Jesus answered and said to him, “Most assuredly, I say to you, unless one is born again, he cannot see the kingdom of God.” (John 3:3)

Have you been born again? Ask yourself: am I still living that same old life of darkness? Or have I seen the light of Jesus Christ? Have I been born of God into a completely new life? The Bible tells us that:

Therefore, if anyone is in Christ, he is a new creation; old things have passed away; behold, all things have become new. (2 Corinthians 5:17)

Are you still the same old person, living in darkness? Blinded in your sin? Your bloodline doesn’t matter, straightening up your life doesn’t do it. Other peoples’ desire for you to be saved can’t accomplish it. You must be personally and individually born again. Do it today – become a child of God.

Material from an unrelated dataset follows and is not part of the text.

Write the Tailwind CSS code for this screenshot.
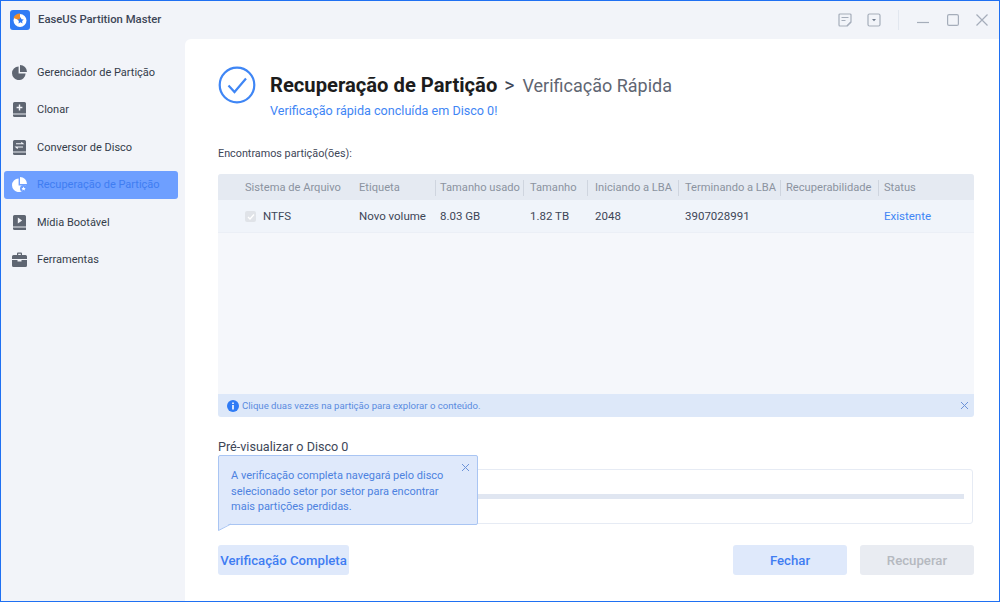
<!DOCTYPE html>
<html lang="pt">
<head>
  <meta charset="UTF-8" />
  <title>EaseUS Partition Master</title>
  <script src="https://cdn.jsdelivr.net/npm/@tailwindcss/browser@4"></script>
</head>
<body class="w-[1000px] h-[602px] overflow-hidden bg-white font-['Roboto',sans-serif]">
  <div class="w-[1000px] h-[602px] border border-[#1f70f2] bg-[#f2f4f9] flex flex-col">

    <!-- title bar -->
    <div class="h-[38px] flex items-center shrink-0">
      <svg class="ml-[9px] w-5 h-5" viewBox="0 0 20 20">
        <rect width="20" height="20" rx="3" fill="#2f7bf5"/>
        <circle cx="10" cy="10.5" r="6.5" fill="#fff"/>
        <path d="M10 10.5V3.5A7 7 0 0 0 3.5 8z" fill="#f28c28"/>
        <path d="M10.5 7l1 2.2 2.3.3-1.7 1.6.4 2.3-2-1.1-2 1.1.4-2.3-1.7-1.6 2.3-.3z" fill="#2f7bf5"/>
      </svg>
      <span class="ml-2 text-[11.3px] font-medium text-[#3d4657]">EaseUS Partition Master</span>
      <div class="ml-auto flex items-center">
        <svg class="w-[14px] h-[14px]" viewBox="0 0 14 14" fill="none" stroke="#a5adba" stroke-width="1.2">
          <path d="M13 9V2a1 1 0 0 0-1-1H2a1 1 0 0 0-1 1v10a1 1 0 0 0 1 1h7z"/>
          <path d="M3.5 4.5h7M3.5 7.5h4M9 13l4-4"/>
        </svg>
        <svg class="ml-[15px] w-[14px] h-[14px]" viewBox="0 0 14 14" fill="none" stroke="#a5adba" stroke-width="1.2">
          <rect x="1" y="1" width="12" height="12" rx="1.5"/>
          <path d="M5 6h4L7 8.2z" fill="#6f7a8c" stroke="none"/>
        </svg>
        <div class="ml-[17px] w-px h-5 bg-[#e2e7ef]"></div>
        <svg class="ml-[18px] w-3 h-3" viewBox="0 0 12 12" stroke="#a5adba" stroke-width="1.2"><path d="M0 8.5h12"/></svg>
        <svg class="ml-[18px] w-3 h-3" viewBox="0 0 12 12" fill="none" stroke="#a5adba" stroke-width="1.2"><rect x=".6" y=".6" width="10.8" height="10.8" rx="1.5"/></svg>
        <svg class="ml-[17px] mr-[11px] w-3 h-3" viewBox="0 0 12 12" stroke="#a5adba" stroke-width="1.2"><path d="M.5.5l11 11M11.5.5l-11 11"/></svg>
      </div>
    </div>

    <div class="flex flex-1 min-h-0">
      <!-- sidebar -->
      <nav class="w-[184px] shrink-0 pt-[19px] pl-[3px] pr-[7px] flex flex-col gap-[9.5px] text-[11px] text-[#343c4a]">
        <div class="h-7 pl-2 flex items-center gap-[10px]">
          <svg class="w-[15px] h-[15px]" viewBox="0 0 15 15" fill="#5f6672"><path d="M6.6 1.5v7h7A6.8 6.8 0 1 1 6.6 1.5z"/><path d="M8 0a7 7 0 0 1 7 7H8z"/></svg>
          <span class="pt-[2px]">Gerenciador de Partição</span>
        </div>
        <div class="h-7 pl-2 flex items-center gap-[10px]">
          <svg class="w-[15px] h-[15px]" viewBox="0 0 15 15"><path d="M2.5 0h10A1.5 1.5 0 0 1 14 1.5V11H1V1.5A1.5 1.5 0 0 1 2.5 0z" fill="#5f6672"/><path d="M1 11h13v2.2H1z" fill="#a4a9b2"/><path d="M1 13h13v2H2.5A1.5 1.5 0 0 1 1 13.5z" fill="#5f6672"/><path d="M6.8 2.6h1.4v2.2h2.2v1.4H8.2v2.2H6.8V6.2H4.6V4.8h2.2z" fill="#f2f4f9"/></svg>
          <span class="pt-[2px]">Clonar</span>
        </div>
        <div class="h-7 pl-2 flex items-center gap-[10px]">
          <svg class="w-[15px] h-[15px]" viewBox="0 0 15 15"><path d="M2.5 0h10A1.5 1.5 0 0 1 14 1.5V11H1V1.5A1.5 1.5 0 0 1 2.5 0z" fill="#5f6672"/><path d="M1 11h13v2.2H1z" fill="#a4a9b2"/><path d="M1 13h13v2H2.5A1.5 1.5 0 0 1 1 13.5z" fill="#5f6672"/><path d="M4 3.8h7L9.3 2.3M11 7H4l1.7 1.5" stroke="#f2f4f9" stroke-width="1.1" fill="none"/></svg>
          <span class="pt-[2px]">Conversor de Disco</span>
        </div>
        <div class="h-7 pl-2 flex items-center gap-[10px] rounded-[3px] bg-[#6e9fff] text-[#3f7df2]">
          <svg class="w-[15px] h-[15px]" viewBox="0 0 15 15"><path d="M6.6 1.5v7h7A6.8 6.8 0 1 1 6.6 1.5z" fill="#fff"/><path d="M8 0a7 7 0 0 1 7 7H8z" fill="#fff"/><circle cx="11.5" cy="11.5" r="3.5" fill="#6e9fff"/><path d="M11.5 9.5l.7 1.4 1.5.1-1.1 1 .4 1.5-1.5-.8-1.3.8.3-1.5-1-1 1.4-.1z" fill="#fff"/></svg>
          <span class="pt-[2px]">Recuperação de Partição</span>
        </div>
        <div class="h-7 pl-2 flex items-center gap-[10px]">
          <svg class="w-[15px] h-[15px]" viewBox="0 0 15 15"><path d="M2.5 0h10A1.5 1.5 0 0 1 14 1.5V11H1V1.5A1.5 1.5 0 0 1 2.5 0z" fill="#5f6672"/><path d="M1 11h13v2.2H1z" fill="#a4a9b2"/><path d="M1 13h13v2H2.5A1.5 1.5 0 0 1 1 13.5z" fill="#5f6672"/><path d="M5.8 2.6l4.4 2.9-4.4 2.9z" fill="#f2f4f9"/></svg>
          <span class="pt-[2px]">Mídia Bootável</span>
        </div>
        <div class="h-7 pl-2 flex items-center gap-[10px]">
          <svg class="w-[15px] h-[15px]" viewBox="0 0 15 15" fill="#5f6672"><path d="M5 3V1.5A1 1 0 0 1 6 .5h3a1 1 0 0 1 1 1V3h3.5A1.5 1.5 0 0 1 15 4.5V7H0V4.5A1.5 1.5 0 0 1 1.5 3zm1.2 0h2.6V1.7H6.2z"/><path d="M0 8h5.5v1.5h4V8H15v5.5a1.5 1.5 0 0 1-1.5 1.5h-12A1.5 1.5 0 0 1 0 13.5z"/></svg>
          <span class="pt-[2px]">Ferramentas</span>
        </div>
      </nav>

      <!-- content -->
      <main class="relative flex-1 bg-white rounded-tl-[6px] pl-[33px] pr-[24px] flex flex-col">
        <div class="mt-[27px] flex">
          <svg class="w-[38px] h-[38px] shrink-0" viewBox="0 0 38 38" fill="none">
            <circle cx="19" cy="19" r="17.3" stroke="#3f86f5" stroke-width="2.2"/>
            <path d="M10.5 19.5l6 6.5L28 12.5" stroke="#3f86f5" stroke-width="2.2"/>
          </svg>
          <div class="ml-[14px] mt-[2px]">
            <div class="flex items-baseline h-[35px] leading-[35px]">
              <span class="text-[20.2px] font-bold text-[#1c1c1c]">Recuperação de Partição</span>
              <span class="ml-[7px] text-[19.5px] text-[#3d4657]">&gt;</span>
              <span class="ml-[8px] text-[18px] text-[#5f6672]">Verificação Rápida</span>
            </div>
            <div class="text-[12.6px] leading-[16px] text-[#3f86f5]">Verificação rápida concluída em Disco 0!</div>
          </div>
        </div>

        <div class="mt-[27px] text-[10.8px] leading-[16px] text-[#3d4657]">Encontramos partição(ões):</div>

        <!-- table -->
        <div class="mt-[12px] h-[220px] w-[756px] rounded-t-[3px] bg-[#f5f7fb] overflow-hidden flex flex-col text-[11.5px]">
          <div class="h-[26px] pt-[2px] bg-[#e5eaf2] flex items-center text-[11.15px] text-[#8b93a0] shrink-0 whitespace-nowrap">
            <div class="w-[141px] pl-[27px]">Sistema de Arquivo</div>
            <div class="w-[76px]">Etiqueta</div>
            <div class="w-[88px] pl-[4px] border-l border-[#cfd5df]">Tamanho usado</div>
            <div class="w-[64px] pl-[6px] border-l border-[#cfd5df]">Tamanho</div>
            <div class="w-[91px] pl-[7px] border-l border-[#cfd5df]">Iniciando a LBA</div>
            <div class="w-[102px] pl-[6px] border-l border-[#cfd5df]">Terminando a LBA</div>
            <div class="w-[98px] pl-[5px] border-l border-[#cfd5df]">Recuperabilidade</div>
            <div class="pl-[5px] border-l border-[#cfd5df]">Status</div>
          </div>
          <div class="h-[33px] pt-px bg-[#f0f4fa] border-b border-[#ebeff6] flex items-center text-[#3d4657] shrink-0">
            <div class="w-[141px] pl-[27px] flex items-center">
              <span class="w-[11px] h-[11px] rounded-[2px] bg-[#e0e3e8] flex items-center justify-center">
                <svg class="w-2 h-2" viewBox="0 0 8 8" fill="none" stroke="#fff" stroke-width="1.3"><path d="M1 4l2 2 4-4.5"/></svg>
              </span>
              <span class="ml-[7px]">NTFS</span>
            </div>
            <div class="w-[76px]">Novo volume</div>
            <div class="w-[88px] pl-[5px]">8.03 GB</div>
            <div class="w-[64px] pl-[7px]">1.82 TB</div>
            <div class="w-[91px] pl-[8px]">2048</div>
            <div class="w-[102px] pl-[7px]">3907028991</div>
            <div class="w-[98px]"></div>
            <div class="pl-[6px] text-[#3f86f5]">Existente</div>
          </div>
        </div>

        <!-- hint -->
        <div class="h-[23px] w-[756px] rounded-b-[3px] bg-[#dde8f9] flex items-center pl-[9px] pr-[4px] text-[9.6px] text-[#5a8be0]">
          <svg class="w-3 h-3 shrink-0" viewBox="0 0 12 12"><circle cx="6" cy="6" r="6" fill="#2f7bf5"/><path d="M5.2 2.4h1.6v1.5H5.2zM5.2 5h1.6v4.6H5.2z" fill="#fff"/></svg>
          <span class="ml-[3px] pt-[2px]">Clique duas vezes na partição para explorar o conteúdo.</span>
          <svg class="ml-auto mr-[2px] w-[7px] h-[7px]" viewBox="0 0 7 7" stroke="#6d93d8" stroke-width="1"><path d="M0 0l7 7M7 0L0 7"/></svg>
        </div>

        <div class="mt-[21px] text-[12.6px] leading-[17px] text-[#3d4657]">Pré-visualizar o Disco 0</div>

        <!-- disk preview -->
        <div class="mt-[14px] h-[55px] w-[755px] rounded-[3px] border border-[#e6ebf4] flex items-center justify-end pr-2">
          <div class="w-[600px] h-[5px] bg-[#e0e6f1]"></div>
        </div>

        <!-- buttons -->
        <div class="mt-[21px] w-[756px] flex text-[13.2px] font-medium">
          <button class="w-[131px] h-[30px] pt-[2px] rounded-[3px] bg-[#dfe9fb] text-[#3f7df2]">Verificação Completa</button>
          <button class="ml-auto w-[114px] h-[30px] pt-[2px] rounded-[3px] bg-[#dfe9fb] text-[#3f7df2]">Fechar</button>
          <button class="ml-[13px] w-[114px] h-[30px] pt-[2px] rounded-[3px] bg-[#e9ecf2] text-[#b5b9c0]">Recuperar</button>
        </div>

        <!-- tooltip over the disk preview -->
        <div class="absolute left-[33px] top-[416px] w-[260px] h-[70px] bg-[#dfe9fb] border border-[#a9c5f3] rounded-[2px] pl-[12px] pt-[12px] text-[11px] leading-[15.5px] text-[#4d82e0]">
          <p>A verificação completa navegará pelo disco</p>
          <p>selecionado setor por setor para encontrar</p>
          <p>mais partições perdidas.</p>
          <svg class="absolute right-[8px] top-[8px] w-[7px] h-[7px]" viewBox="0 0 7 7" stroke="#6d93d8" stroke-width="1"><path d="M0 0l7 7M7 0L0 7"/></svg>
          <svg class="absolute left-[-1px] top-[67px] w-[14px] h-[8px]" viewBox="0 0 14 8"><path d="M.5 0v7.5L13 0z" fill="#dfe9fb"/><path d="M.5 0v7.5L13 1" fill="none" stroke="#a9c5f3"/></svg>
        </div>
      </main>
    </div>
  </div>
</body>
</html>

1:14 The Word Became Flesh

The Word became flesh. Remember that another title of Jesus Christ is “The Word of God.” He was God Himself up in heaven, but He became flesh to come and be with us on earth. Every Christmas you hear the story – about how Jesus came to earth, being born as a baby by the virgin Mary. God had said hundreds of years before,

Therefore the Lord Himself will give you a sign: Behold, the virgin shall conceive and bear a Son, and shall call His name Immanuel. (Isaiah 7:14)

Immanuel means, “God with us.” Jesus Christ, God Almighty, came to be with us, by being born of a virgin.

Dwelt Among Us

He dwelt among us. That word “dwelt,” means “to fix one’s tabernacle.” Literally, what this sentence says is that the Word became flesh and tabernacled among us. For those who have studied the book of Exodus, that should bring up a prophetic picture.

Have you wondered why God didn’t have them build a temple? Why did He have them build the tabernacle, a portable tent? Because the Israelites were living in tents. He came to them where they were. He dwelt among them as they dwelt – in tabernacles. Just as God tabernacled with them in the wilderness, so the Son of God became flesh and tabernacled among us.

Full Of Grace And Truth

I’d like to pause and ponder this description of Jesus Christ: “Full of grace and truth,” because as Christians, we are called to be imitators of Christ. When we see attributes in Jesus, it is essential that we grasp them and make them our own.

Now, we all know people that are graceful. They are constantly giving you what you don’t deserve, for that is grace. They’ll bend over backwards not to hurt your feelings. They think of the Scripture that says:

Let no corrupt word proceed out of your mouth, but what is good for necessary edification, that it may impart grace to the hearers. (Ephesians 4:29)

In desiring to give grace to people, though, they often will never be up front with you about an issue because they just can’t imagine ever being harsh. They’re so loving that you never know where you stand with them. They’ll never confront you about your sin. They’re like silent martyrs, taking everything upon themselves.

Then there are the people that are truthful. Oh so truthful. The truth hurts, but they don’t care. It’s their calling in life to tell you that your breath is bad, that your clothes don’t match, that you’re getting awfully fat. They even quote Jesus, saying:

And you shall know the truth, and the truth shall make you free. (John 8:32)

They’ll tell you exactly what they think about you and everyone else too. They’re like steamrollers, rolling right over people and crushing them for the cause of truth. 

Both extremes are wrong. Jesus Christ was full of grace AND truth. Are you so truthful that you’re not graceful? Are you so graceful that you’re not truthful? Either way is off balance. Never be so graceful that you’re not truthful, but never be so truthful that you’re not graceful. Pray about it. There is a balance to be struck.